The Micromegas detector was designed for high energy physics detectors, in particular for very high particle fluxes. This R&D effort aims to improve the performance, the efficiency and the robustness of Micromegas-based detectors.
Neutron or photon detection is made possible with the addition of a converter on the drift window. These designs may require to operate the detector in sealed mode, especially when used in hostile environments. The Piccolo neutron detector, designed to work at high temperature, is intended for use in a nuclear core for ADS research. Another project aims to apply the micromegas technique to detect photons, under very stringent cleanness constraints.
A new fabrication process called Micromegas Bulk was developed in 2004 by DAPNIA and CERN. With this very promising technique, robust and large detectors of various sizes and shapes can be built. The bulk process uses printed circuit board photolithography techniques to form the detector amplification region, assembling the parallel conductive mesh and the detector PCB readout plane with a forest of microscopic pillars. This technology is being used by DAPNIA for the readout plates of the three Time Projection chambers (TPCs) of the T2K experiment, each plate being a mosaic of 12 large (34x36 cm²) detectors with very small dead space. The bulk technique also leads the design of thin cylindrical micromegas detectors for the JLAB CLAS12 tracker. From an R&D point of view, the bulk technology opens the path to a wide range of possibilities, such as multiple or segmented mesh, and integration of electronic chips on the detector board.

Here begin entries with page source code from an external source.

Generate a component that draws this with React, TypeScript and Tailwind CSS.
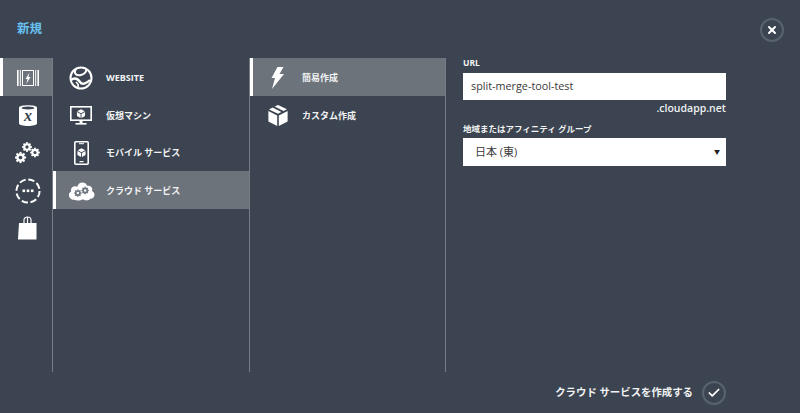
import { Check, X } from "lucide-react";
import type { ReactNode } from "react";

const font = { fontFamily: '"Open Sans", "Noto Sans CJK JP", sans-serif' };

function Cube({ x, y, s }: { x: number; y: number; s: number }) {
  return (
    <g transform={`translate(${x} ${y}) scale(${s})`} fill="currentColor">
      <path d="M0 -10 L9 -5.2 L0 -0.6 L-9 -5.2 Z" />
      <path d="M-9.6 -3.4 L-1 1 L-1 11 L-9.6 6.2 Z" />
      <path d="M9.6 -3.4 L1 1 L1 11 L9.6 6.2 Z" />
    </g>
  );
}

function Gear({ x, y, r }: { x: number; y: number; r: number }) {
  return (
    <g transform={`translate(${x} ${y})`}>
      <circle r={r * 0.62} fill="none" stroke="currentColor" strokeWidth={r * 0.5} />
      {[0, 45, 90, 135, 180, 225, 270, 315].map((a) => (
        <rect key={a} x={-r * 0.2} y={-r * 1.12} width={r * 0.4} height={r * 0.4} fill="currentColor" transform={`rotate(${a})`} />
      ))}
    </g>
  );
}

const rail: ReactNode[] = [
  <svg key="a" width="22" height="16" viewBox="0 0 22 16" fill="currentColor">
    <rect x="0" y="0" width="1.6" height="16" />
    <rect x="2.8" y="0" width="1" height="16" />
    <rect x="18.2" y="0" width="1" height="16" />
    <rect x="20.4" y="0" width="1.6" height="16" />
    <path fillRule="evenodd" d="M5 0 H17 V16 H5 Z M6 1 V15 H16 V1 Z" />
    <path d="M12.5 2.5 L8.5 9 L10.6 9 L9.2 14 L13.6 7 L11.4 7 Z" />
  </svg>,
  <svg key="b" width="18" height="23" viewBox="0 0 18 23">
    <path d="M0 3.5 C0 0.5 18 0.5 18 3.5 L18 19.5 C18 22.8 0 22.8 0 19.5 Z" fill="currentColor" />
    <ellipse cx="9" cy="4" rx="6.5" ry="1.5" fill="#3b4450" />
    <text x="9" y="17" textAnchor="middle" fontSize="16" fontWeight="700" fontStyle="italic" fontFamily="Liberation Serif, serif" fill="#3b4450">x</text>
  </svg>,
  <svg key="c" width="25" height="22" viewBox="0 0 25 22" className="text-white">
    <Gear x={12} y={5} r={4.4} />
    <Gear x={20} y={10.5} r={4.3} />
    <Gear x={5.5} y={15.5} r={5} />
  </svg>,
  <svg key="d" width="26" height="26" viewBox="0 0 26 26" fill="none">
    <circle cx="13" cy="13" r="11.6" stroke="currentColor" strokeWidth="2" strokeDasharray="6.4 2.7" />
    <rect x="7.5" y="11.5" width="2.6" height="2.6" fill="currentColor" />
    <rect x="11.7" y="11.5" width="2.6" height="2.6" fill="currentColor" />
    <rect x="15.9" y="11.5" width="2.6" height="2.6" fill="currentColor" />
  </svg>,
  <svg key="e" width="19" height="24" viewBox="0 0 19 24" fill="none">
    <path d="M1 7 L18.5 7 L18.5 23.5 L0 23.5 Z" fill="currentColor" />
    <path d="M6 8 V4 C6 0 13 0 13 4 V8 M9.5 1.5 V7" stroke="currentColor" strokeWidth="1.2" />
  </svg>,
];

const services: { label: string; icon: ReactNode; active?: boolean }[] = [
  {
    label: "WEBSITE",
    icon: (
      <svg width="24" height="24" viewBox="0 0 24 24" fill="none" stroke="currentColor">
        <circle cx="12" cy="12" r="10.5" strokeWidth="2" />
        <path d="M7 3 C4 8 8 10 12 9 C16 8 18 5 17 3" strokeWidth="2" />
        <path d="M2 14 C6 11 9 13 11 16 C13 19 17 18 21 14" strokeWidth="2.4" />
        <path d="M9 21 C10 18 8 17 7 16" strokeWidth="1.6" />
      </svg>
    ),
  },
  {
    label: "仮想マシン",
    icon: (
      <svg width="22" height="19" viewBox="0 0 22 19" className="text-white">
        <rect x="0.8" y="0.8" width="20.4" height="13.4" fill="none" stroke="currentColor" strokeWidth="1.6" />
        <Cube x={11} y={7.5} s={0.42} />
        <rect x="9.5" y="15" width="3" height="2" fill="currentColor" />
        <rect x="5.5" y="17" width="11" height="1.6" fill="currentColor" />
      </svg>
    ),
  },
  {
    label: "モバイル サービス",
    icon: (
      <svg width="15" height="24" viewBox="0 0 15 24" className="text-white">
        <rect x="0.8" y="0.8" width="13.4" height="22.4" rx="1" fill="none" stroke="currentColor" strokeWidth="1.6" />
        <rect x="5" y="2.2" width="5" height="1" fill="currentColor" />
        <Cube x={7.5} y={11.5} s={0.42} />
        <rect x="5.5" y="20" width="4" height="1.2" fill="currentColor" />
      </svg>
    ),
  },
  {
    label: "クラウド サービス",
    active: true,
    icon: (
      <svg width="27" height="23" viewBox="0 0 26 20">
        <path d="M6 19 C1 19 -1 13 3 11 C2 7 6 5 9 6.5 C10 1 17 1 18.5 5.5 C22 4.5 24.5 8 23 10.5 C27 12 26 18 21.5 18 C20 20 16 20 14.5 18.5 C12 20 8 20 6 19 Z" fill="currentColor" />
        <g className="text-[#6c737b]">
          <Gear x={9.5} y={12.5} r={3.2} />
          <Gear x={16.5} y={10} r={3.2} />
        </g>
      </svg>
    ),
  },
];

const types: { label: string; icon: ReactNode; active?: boolean }[] = [
  {
    label: "簡易作成",
    active: true,
    icon: (
      <svg width="13" height="22" viewBox="0 0 13 22" fill="currentColor">
        <path d="M6.5 0 L12.5 0 L8.5 7 L13 7 L1 22 L4 11 L0.5 11 Z" />
      </svg>
    ),
  },
  {
    label: "カスタム作成",
    icon: (
      <svg width="20" height="21" viewBox="0 0 20 21" fill="currentColor">
        <path d="M10 0 L19 4.2 L15.5 6 L6.6 1.6 Z" />
        <path d="M4.6 2.6 L13.4 7 L10 8.8 L1 4.4 Z" />
        <path d="M0.4 6 L9.2 10.4 L9.2 21 L0.4 16.4 Z" />
        <path d="M19.6 6 L10.8 10.4 L10.8 21 L19.6 16.4 Z" />
      </svg>
    ),
  },
];

function MenuRow({ label, icon, active, iconW }: { label: string; icon: ReactNode; active?: boolean; iconW: string }) {
  return (
    <div className={`flex h-[37.67px] items-center pt-[2px] ${active ? "border-l-[3px] border-white bg-[#6c737b]" : "border-l-[3px] border-transparent"}`}>
      <div className={`flex shrink-0 items-center justify-center ${iconW}`}>{icon}</div>
      <span className="whitespace-nowrap text-[9px] font-bold text-[#f2f3f4]">{label}</span>
    </div>
  );
}

export default function App() {
  return (
    <div className="flex h-[413px] w-[800px] flex-col overflow-hidden bg-[#3b4450] text-white" style={font}>
      <header className="flex h-[58px] shrink-0 items-start justify-between pl-[17px] pr-4 pt-[18px]">
        <h1 className="-mt-px text-[12.5px] font-bold leading-6 text-[#68c1f2]">新規</h1>
        <button className="flex h-6 w-6 items-center justify-center rounded-full border-2 border-[#596270]">
          <X size={12} strokeWidth={4} />
        </button>
      </header>

      <main className="flex h-[314px] shrink-0">
        <nav className="w-[53px] shrink-0 border-r border-[#777d85]">
          {rail.map((icon, i) => (
            <div
              key={i}
              className={`flex h-[37.67px] items-center justify-center pt-[2px] ${i === 0 ? "border-l-[3px] border-white bg-[#6c737b]" : "border-l-[3px] border-transparent"}`}
            >
              {icon}
            </div>
          ))}
        </nav>

        <section className="w-[197px] shrink-0 border-r border-[#777d85]">
          {services.map((s) => (
            <MenuRow key={s.label} {...s} iconW="w-[50px]" />
          ))}
        </section>

        <section className="w-[196px] shrink-0 border-r border-[#777d85]">
          {types.map((t) => (
            <MenuRow key={t.label} {...t} iconW="w-[49px]" />
          ))}
        </section>

        <form className="ml-[17px] w-[263px] shrink-0">
          <label className="block pb-[5px] text-[8.5px] font-bold leading-[10px] text-[#f2f3f4]">URL</label>
          <div className="flex h-[27px] items-center bg-white pl-2 text-[10.8px] text-[#3a3a3a]">split-merge-tool-test</div>
          <div className="mt-[1px] text-right text-[10.5px] font-semibold leading-[15px] text-[#eef0f1]">.cloudapp.net</div>
          <label className="mt-[6px] block text-[8.5px] font-bold leading-[14px] text-[#f2f3f4]">地域またはアフィニティ グループ</label>
          <div className="mt-[2px] flex h-[28px] items-center justify-between bg-white pl-3 pr-[6px] text-[11px] text-[#3a3a3a]">
            <span>日本 (東)</span>
            <span className="text-[6px] text-[#222]">▼</span>
          </div>
        </form>
      </main>

      <footer className="flex flex-1 items-center justify-end gap-[9px] pr-[74px]">
        <span className="text-[10.4px] font-bold text-[#f2f3f4]">クラウド サービスを作成する</span>
        <button className="flex h-6 w-6 items-center justify-center rounded-full border-2 border-[#596270]">
          <Check size={14} strokeWidth={3} />
        </button>
      </footer>
    </div>
  );
}
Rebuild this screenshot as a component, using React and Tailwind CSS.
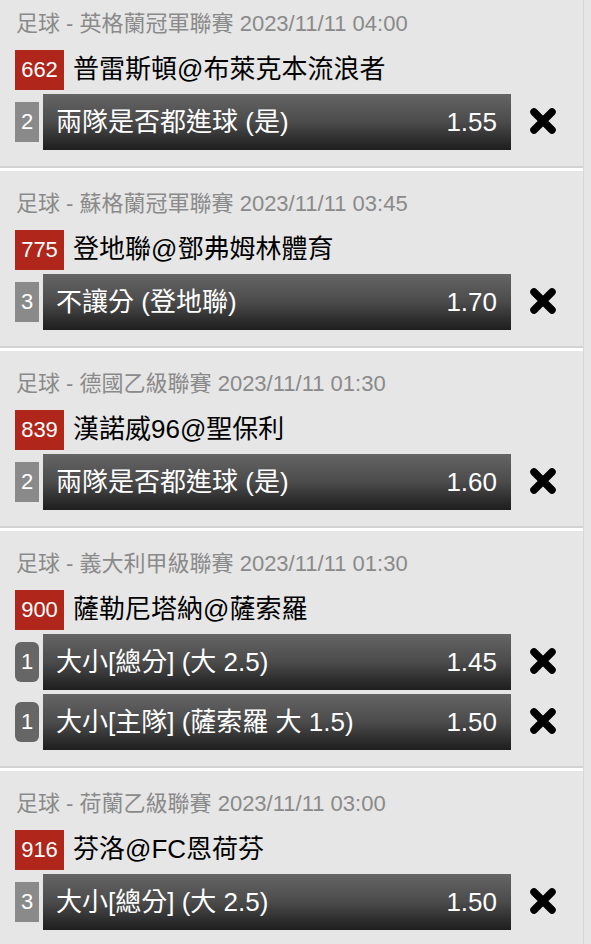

Within the development framework of a large TPC for the International Linear Collider, a resistive coating was used in order to spread the avalanche on the readout plane. This technique increases the spatial resolution and decreases the sparking probability, thus allowing higher detector gains. With a resistive layer applied on 2.3 mm wide pads, an extremely good 50 µm spatial resolution could be obtained (collaboration with Carleton University, Ottawa).
The combination of Micromegas with Medipix2 and Timepix CMOS pixel sensor chips (collaboration with CERN and Nikhef, Amsterdam) was realized and opens the way to very fine 3D granularity. In the same direction, the first tests trying to integrate a Micromegas detector on a silicon layer (InGrid) are very promising.
RD51, CERN (2007+): International R&D collaboration on Micro-Pattern Gaseous Detectors (MPGD), in association with GEM detector proponents.
R&D project sponsored by the french national research agency (ANR): MIMAC (MIcro -tpc MAtrix of Chambers), a new generation detector for non -baryonic dark matter search, in association with LPSC Grenoble, 2008-10.
EUDET, Detector R&D towards the International Linear Collider
Realisation and characterisation of the Micromegas detectors. Data analysis and interpretation in the experiments where a Micromegas detector is being used.
Realisation of the Bulk technology, now at a mature stage, after being used and improved in the T2K detector.
Communication efforts in order to introduce the Micromegas detector in new groups, new institutes by means of many conferences (in Paris and Berkeley) dedicated to the technique.